Although the woman felt her choice was justified, she never made me privy to her rationale.  Perhaps she felt unfulfilled or under-appreciated in her marriage.  Maybe she felt there should be more to her life than serving as cook/chauffeur/babysitter-maid.  She had lost quite a bit of weight, so maybe her lover took notice of that and gave her the gratification that her husband didn’t.  Or maybe it was a momentary lapse of reason.


I made the choice to remain silent primarily for the sake of the woman’s children, who were quite young at the time.  I didn’t want to be responsible for ripping the family apart because of an indiscretion.  Fortunately, my friend’s escapade did not last long.  To this day, she remains married to her husband and has raised her children.  I am sure that she avoided turmoil by never baring her soul to her husband.
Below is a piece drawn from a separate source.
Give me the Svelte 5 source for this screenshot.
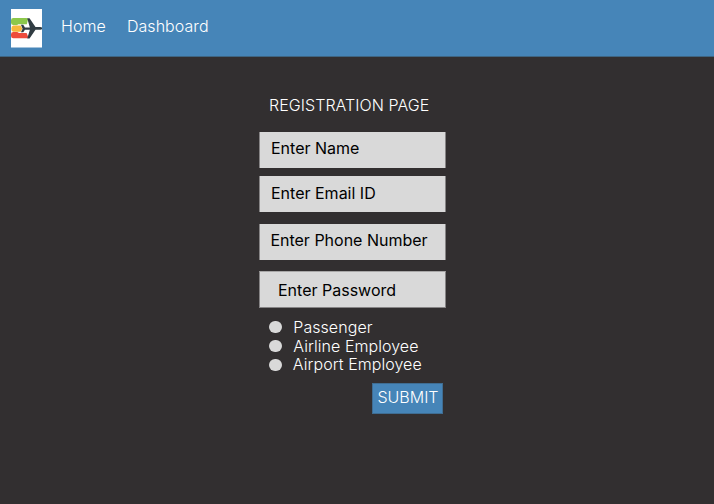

Perhaps if I had told her husband what I knew, he may have tried to exact revenge upon his wife and/or or her lover.  He may have become violent.  We can none of us gauge another person’s aptitude for forgiveness until that person is put to the test.


While some folks thrive on revealing secrets, the rest of us find ourselves on the horns of a dilemma when faced with a secret.  Of course, there are always situations in which it is not wrong to betray someone’s trust.  Those circumstances include reporting child abuse.  In the late 1970’s, there was a famous case in New York City in which Lisa Steinberg, an innocent six-year-old girl, was beaten to death by her adoptive father, Joel Steinberg.  Joel had also been beating Lisa’s adoptive mother, Hedda Nussbaum, who never reported the child’s treatment to the authorities.  Time and again, the little girl had showed up for school with black and blues, yet none of her teachers ever questioned what was happening.  Had someone spoken up, the child would no doubt have been saved.


And then there are cases of “tough love,” in which parents turn their children in for robberies, selling drugs, harming others, or other illegal acts.  It must break the parents’ hearts to do so, but in the end, they tell the truth in order to do right by everyone.


Our own government has always kept secrets and probably always will.  For example, close advisors to FDR claimed — after the fact — that intelligence had alerted our President of Japan’s plans to bomb Pearl Harbor.  The President allowed the attack to happen in order to gain America’s support to enter the war, for he could not sell it when only European nations seemed to be impacted.  Were this scenario true, it had its pros and its cons.


There may be times when we are better off not knowing things, so as to avoid a public panic.  Then again, there are times when the truth, as revealed by our government, would enable us to make informed decisions.   Had we known what the BP execs and bribees in Washington were up to when they signed off on the debacle that caused the oil spill in the Gulf, ruined our environment, and robbed our people of their livelihoods, we would have had the opportunity to lynch the dirty bastards, avoid disaster, and send a message to other greedy rats lying in wait. 


When it comes to your own mysteries, you will want to be careful when it comes to those to whom you trust your deepest, darkest secrets.   Samuel Johnson said it best: “To keep your secret is wisdom, but to expect others to keep it is folly.”  John (8:32) advises us that the truth will set us free.  Just keep in mind that telling the truth has its consequences.  For every action, there is an equal and opposite reaction.